How could the Law Association and our leading attorneys have nothing to say about a matter of such transparent magnitude? Is it because the politicians (of both major parties) prefer not to discuss this matter? Or is it simply that their policy is not to venture opinion on any issues whatsoever? I am of the certain view that LATT is failing spectacularly to live up to the professional standards that they claim to uphold when they behave in this way. They fail the nation and may I add, they bear significant responsibility for the state in which we find ourselves at this time.
Our professional classes have failed us
They are not alone though. In the same CLICO matter, we have the abject performance of our well (over)paid Accountancy firms, most notably Price Waterhouse Coopers and KPMG without whose failures we would not have had to deal with the disasters of the collapse in the first instance and secondly the abuse of public and private funds during the rescue in the second instance.
How can one rationalise the near certainty of malfeasance as expressed by the judge with a lack of comment by the highly paid Accountants? In preparing the annual accounts and doing the annual audits did they not encounter the abuse that so troubled the learned judge?
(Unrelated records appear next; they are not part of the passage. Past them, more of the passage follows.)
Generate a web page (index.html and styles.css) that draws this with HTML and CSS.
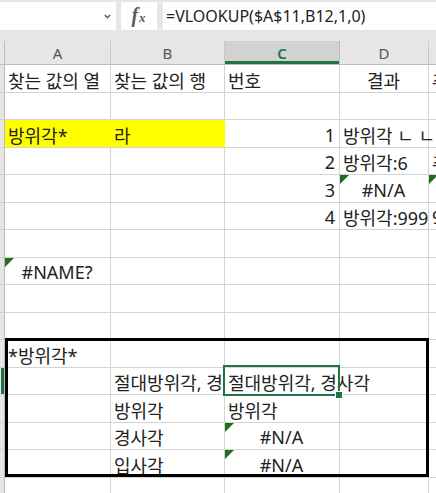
FILE: index.html
```html
<!DOCTYPE html>
<html lang="ko">
<head>
<meta charset="utf-8">
<title>VLOOKUP</title>
<link rel="stylesheet" href="styles.css">
</head>
<body>
<div class="app">
  <div class="fbar">
    <div class="namebox">
      <svg class="chev" width="7" height="5" viewBox="0 0 7 5"><path d="M0.8 1 L3.5 3.8 L6.2 1" fill="none" stroke="#555" stroke-width="1.3"/></svg>
    </div>
    <div class="fxbox"><span class="fx">f<span class="fxx">x</span></span></div>
    <div class="formula">=VLOOKUP($A$11,B12,1,0)</div>
  </div>

  <div class="sheet">
    <!-- header -->
    <div class="h corner"></div>
    <div class="h">A</div>
    <div class="h">B</div>
    <div class="h hsel">C</div>
    <div class="h">D</div>
    <div class="h">E</div>

    <!-- row 1 -->
    <div class="rh"></div>
    <div class="c clip">찾는 값의 열</div>
    <div class="c clip">찾는 값의 행</div>
    <div class="c">번호</div>
    <div class="c m">결과</div>
    <div class="c">추출</div>

    <!-- row 2 -->
    <div class="rh"></div><div class="c"></div><div class="c"></div><div class="c"></div><div class="c"></div><div class="c"></div>

    <!-- row 3 -->
    <div class="rh"></div>
    <div class="c y">방위각*</div>
    <div class="c y">라</div>
    <div class="c r">1</div>
    <div class="c">방위각 ㄴ ㄴㄴ</div>
    <div class="c"></div>

    <!-- row 4 -->
    <div class="rh"></div>
    <div class="c"></div>
    <div class="c"></div>
    <div class="c r">2</div>
    <div class="c clip">방위각:6</div>
    <div class="c">추</div>

    <!-- row 5 -->
    <div class="rh"></div>
    <div class="c"></div>
    <div class="c"></div>
    <div class="c r">3</div>
    <div class="c m tri">#N/A</div>
    <div class="c tri"></div>

    <!-- row 6 -->
    <div class="rh"></div>
    <div class="c"></div>
    <div class="c"></div>
    <div class="c r">4</div>
    <div class="c clip">방위각:999</div>
    <div class="c">9</div>

    <!-- row 7 -->
    <div class="rh"></div><div class="c"></div><div class="c"></div><div class="c"></div><div class="c"></div><div class="c"></div>

    <!-- row 8 -->
    <div class="rh"></div>
    <div class="c m tri">#NAME?</div>
    <div class="c"></div><div class="c"></div><div class="c"></div><div class="c"></div>

    <!-- row 9 -->
    <div class="rh"></div><div class="c"></div><div class="c"></div><div class="c"></div><div class="c"></div><div class="c"></div>
    <!-- row 10 -->
    <div class="rh"></div><div class="c"></div><div class="c"></div><div class="c"></div><div class="c"></div><div class="c"></div>

    <!-- row 11 -->
    <div class="rh"></div>
    <div class="c">*방위각*</div>
    <div class="c"></div><div class="c"></div><div class="c"></div><div class="c"></div>

    <!-- row 12 -->
    <div class="rh rhsel"></div>
    <div class="c"></div>
    <div class="c clip">절대방위각, 경사각</div>
    <div class="c">절대방위각, 경사각</div>
    <div class="c"></div>
    <div class="c"></div>

    <!-- row 13 -->
    <div class="rh"></div>
    <div class="c"></div>
    <div class="c">방위각</div>
    <div class="c">방위각</div>
    <div class="c"></div><div class="c"></div>

    <!-- row 14 -->
    <div class="rh"></div>
    <div class="c"></div>
    <div class="c">경사각</div>
    <div class="c m tri">#N/A</div>
    <div class="c"></div><div class="c"></div>

    <!-- row 15 -->
    <div class="rh"></div>
    <div class="c"></div>
    <div class="c">입사각</div>
    <div class="c m tri">#N/A</div>
    <div class="c"></div><div class="c"></div>

    <!-- row 16 -->
    <div class="rh"></div><div class="c"></div><div class="c"></div><div class="c"></div><div class="c"></div><div class="c"></div>

    <div class="rangebox"></div>
    <div class="selcell"><span class="handle"></span></div>
  </div>
</div>
</body>
</html>
```

FILE: styles.css
```css
html, body {
  margin: 0;
  padding: 0;
  background: #ffffff;
  overflow: hidden;
}

.app {
  width: 436px;
  height: 493px;
  overflow: hidden;
  font-family: "Noto Sans", "Noto Sans CJK KR", sans-serif;
}

/* formula bar */
.fbar {
  height: 41px;
  background: #e6e6e6;
  display: flex;
  align-items: flex-start;
  padding-top: 2px;
  box-sizing: border-box;
}

.namebox {
  width: 116px;
  height: 28px;
  background: #ffffff;
  display: flex;
  align-items: center;
  justify-content: flex-end;
  padding-right: 5px;
  box-sizing: border-box;
  flex: none;
}

.chev {
  display: block;
  margin-top: 1px;
}

.fxbox {
  margin-left: 5px;
  width: 36px;
  height: 28px;
  background: #ffffff;
  display: flex;
  align-items: center;
  justify-content: center;
  flex: none;
}

.fx {
  font-family: "Liberation Serif", serif;
  font-style: italic;
  font-weight: bold;
  font-size: 20px;
  color: #5a5a5a;
  line-height: 1;
  margin-top: -2px;
  margin-left: -1px;
}

.fxx {
  font-size: 13px;
  margin-left: 1px;
}

.formula {
  margin-left: 6px;
  flex: 1;
  height: 28px;
  background: #ffffff;
  font-size: 16px;
  color: #222222;
  display: flex;
  align-items: center;
  padding-left: 3px;
  white-space: nowrap;
}

/* sheet */
.sheet {
  position: relative;
  display: grid;
  grid-template-columns: 5px 106px 114px 115px 89px 60px;
  grid-template-rows: 24px repeat(8, 28px 27px);
  width: 489px;
}

.h {
  background: #e6e6e6;
  border-right: 1px solid #cacaca;
  border-bottom: 1px solid #bcbcbc;
  display: flex;
  align-items: center;
  justify-content: center;
  font-size: 15px;
  color: #555555;
  box-sizing: border-box;
  padding-top: 1px;
}

.corner {
  border-right: 1px solid #bcbcbc;
}

.hsel {
  background: #d2d2d2;
  color: #217346;
  font-weight: 600;
  box-shadow: inset 0 -3px 0 #217346;
  border-right-color: #bcbcbc;
}

.rh {
  background: #e6e6e6;
  border-right: 1px solid #bcbcbc;
  border-bottom: 1px solid #d0d0d0;
  box-sizing: border-box;
}

.rhsel {
  background: #217346;
  border-left: 1px solid #e6e6e6;
}

.c {
  position: relative;
  box-sizing: border-box;
  border-right: 1px solid #d4d4d4;
  border-bottom: 1px solid #d4d4d4;
  display: flex;
  align-items: center;
  padding: 2px 4px 0 3px;
  white-space: nowrap;
  font-size: 18px;
  color: #222222;
  min-width: 0;
}

.clip {
  overflow: hidden;
}

.r {
  justify-content: flex-end;
}

.m {
  justify-content: center;
}

.y {
  background: #ffff00;
  border-right-color: #ffff00;
}

.tri::before {
  content: "";
  position: absolute;
  left: 0;
  top: 0;
  width: 0;
  height: 0;
  border-top: 9px solid #1e6e1e;
  border-right: 9px solid transparent;
}

/* overlays */
.rangebox {
  position: absolute;
  left: 5px;
  top: 297px;
  width: 424px;
  height: 139px;
  border: 3px solid #000000;
  box-sizing: border-box;
  pointer-events: none;
}

.selcell {
  position: absolute;
  left: 223px;
  top: 324px;
  width: 117px;
  height: 31px;
  border: 2px solid #217346;
  box-sizing: border-box;
}

.handle {
  position: absolute;
  right: -5px;
  bottom: -5px;
  width: 6px;
  height: 6px;
  background: #217346;
  border: 1px solid #ffffff;
}
```
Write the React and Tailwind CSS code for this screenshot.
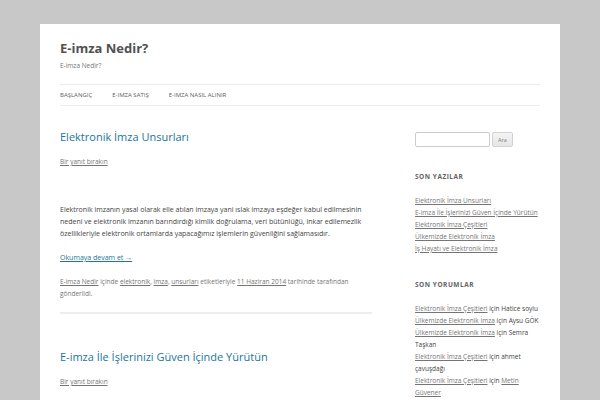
export default function App() {
  const link = "text-[#757575] underline";
  return (
    <div className="h-[400px] overflow-hidden bg-[#c8c8c8] px-[40px] pt-[24px] font-['Open_Sans',sans-serif] text-[#444]">
      <div className="bg-white px-[20px] pb-[40px]">
        <header className="pt-[12px] pb-[12px]">
          <h1 className="text-[13px] font-bold leading-[24px] text-[#515151]">E-imza Nedir?</h1>
          <h2 className="text-[6.5px] leading-[12px] text-[#757575]">E-imza Nedir?</h2>
          <nav className="mt-[12px] border-y border-[#ededed]">
            <ul className="flex gap-[20px] text-[6px] uppercase leading-[20px] text-[#5e5e5e]">
              <li>BAŞLANGIÇ</li>
              <li>E-IMZA SATIŞ</li>
              <li>E-IMZA NASIL ALINIR</li>
            </ul>
          </nav>
        </header>
        <div className="flex justify-between pt-[12px]">
          <main className="w-[312px]">
            <article className="border-b-2 border-[#ededed] pb-[12px] mb-[36px]">
              <div className="mb-[12px]">
                <h2 className="text-[11px] leading-[14px] text-[#21759b]">Elektronik İmza Unsurları</h2>
                <div className="mt-[12px] text-[6.5px] leading-[12px]"><span className={link}>Bir yanıt bırakın</span></div>
              </div>
              <div className="text-[7px] leading-[12px]">
                <p className="mb-[12px]">&nbsp;</p>
                <p className="mb-[12px]">
                  Elektronik imzanın yasal olarak elle atılan imzaya yani ıslak imzaya eşdeğer kabul edilmesinin nedeni ve elektronik imzanın barındırdığı kimlik doğrulama, veri bütünlüğü, inkar edilemezlik özellikleriyle elektronik ortamlarda yapacağımız işlemlerin güvenliğini sağlamasıdır.
                </p>
                <p className="mb-[12px]"><span className="text-[#21759b] underline">Okumaya devam et →</span></p>
              </div>
              <footer className="text-[6.5px] leading-[12px] text-[#757575]">
                <span className={link}>E-imza Nedir</span> içinde <span className={link}>elektronik</span>, <span className={link}>imza</span>, <span className={link}>unsurları</span> etiketleriyle <span className={link}>11 Haziran 2014</span> tarihinde tarafından gönderildi.
              </footer>
            </article>
            <article>
              <div className="mb-[12px]">
                <h2 className="text-[11px] leading-[14px] text-[#21759b]">E-imza İle İşlerinizi Güven İçinde Yürütün</h2>
                <div className="mt-[12px] text-[6.5px] leading-[12px]"><span className={link}>Bir yanıt bırakın</span></div>
              </div>
            </article>
          </main>
          <aside className="w-[125px] text-[6.5px] leading-[12px]">
            <div className="mb-[24px] flex items-center gap-[2px] pt-[2px]">
              <div className="h-[15px] w-[75px] rounded-[2px] border border-[#cccccc] bg-white"></div>
              <div className="flex h-[15px] w-[21px] items-center justify-center rounded-[2px] border border-[#d2d2d2] bg-gradient-to-b from-[#f4f4f4] to-[#e6e6e6] text-[5.5px] text-[#7c7c7c]">Ara</div>
            </div>
            <div className="mb-[24px]">
              <h3 className="mb-[12px] text-[6.5px] font-bold uppercase leading-[12px] tracking-[0.08em] text-[#636363]">SON YAZILAR</h3>
              <ul>
                <li><span className={link}>Elektronik İmza Unsurları</span></li>
                <li><span className={link}>E-imza İle İşlerinizi Güven İçinde Yürütün</span></li>
                <li><span className={link}>Elektronik İmza Çeşitleri</span></li>
                <li><span className={link}>Ülkemizde Elektronik İmza</span></li>
                <li><span className={link}>İş Hayatı ve Elektronik İmza</span></li>
              </ul>
            </div>
            <div>
              <h3 className="mb-[12px] text-[6.5px] font-bold uppercase leading-[12px] tracking-[0.08em] text-[#636363]">SON YORUMLAR</h3>
              <ul>
                <li><span className={link}>Elektronik İmza Çeşitleri</span> için Hatice soylu</li>
                <li><span className={link}>Ülkemizde Elektronik İmza</span> için Aysu GÖK</li>
                <li><span className={link}>Ülkemizde Elektronik İmza</span> için Semra Taşkan</li>
                <li><span className={link}>Elektronik İmza Çeşitleri</span> için ahmet çavuşdağı</li>
                <li><span className={link}>Elektronik İmza Çeşitleri</span> için <span className={link}>Metin Güvener</span></li>
              </ul>
            </div>
          </aside>
        </div>
      </div>
    </div>
  );
}
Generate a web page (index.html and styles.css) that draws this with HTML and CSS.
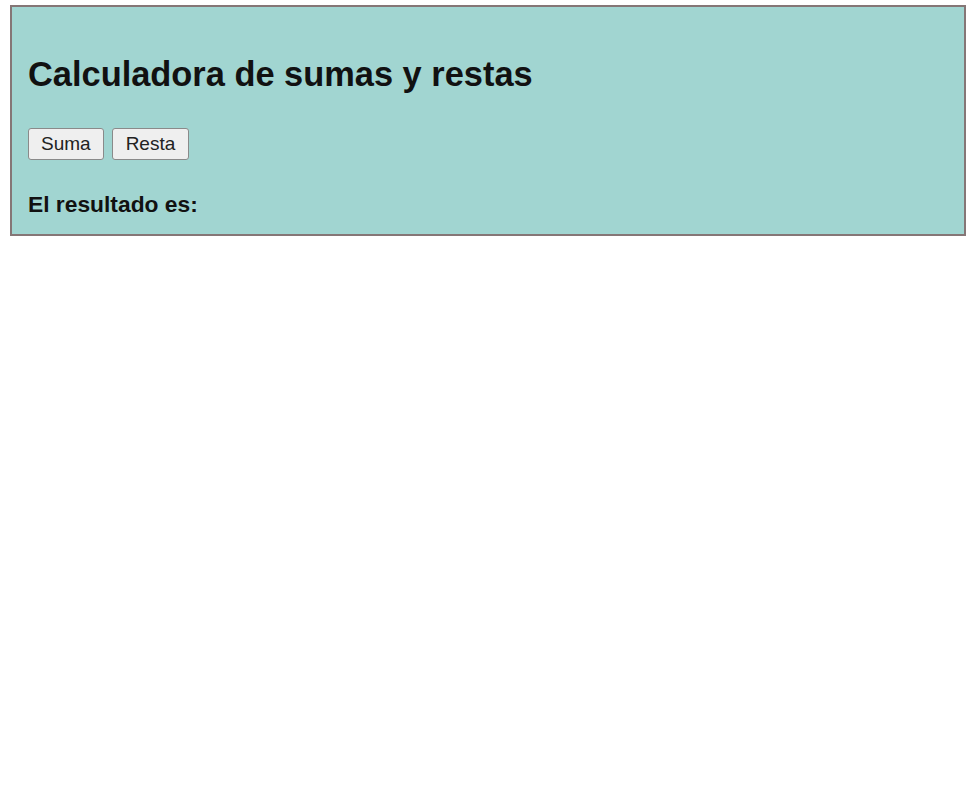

Are we really to accept such a preposterous notion?
While looking at the accountants and their professional body (ICATT), where were they while Petrotrin directors were spending twelve billion dollars on worthless projects. Why did the management and audited accounts not highlight the problem long before the cost reached stratospheric levels? Why did the government, as shareholder, not test the possible professional and legal liability of the accounting firms for their failure? Those failures cost us billions of dollars.
It distresses me to say that across the board, our professional classes have remained silent in the face of situations where they ought to be leading. I could not agree with Mr. Phelps any more than I do. He does deserve an award. That award should be from the nation, in gratitude for his selfless act. I live in hope that others will find the courage to follow his example.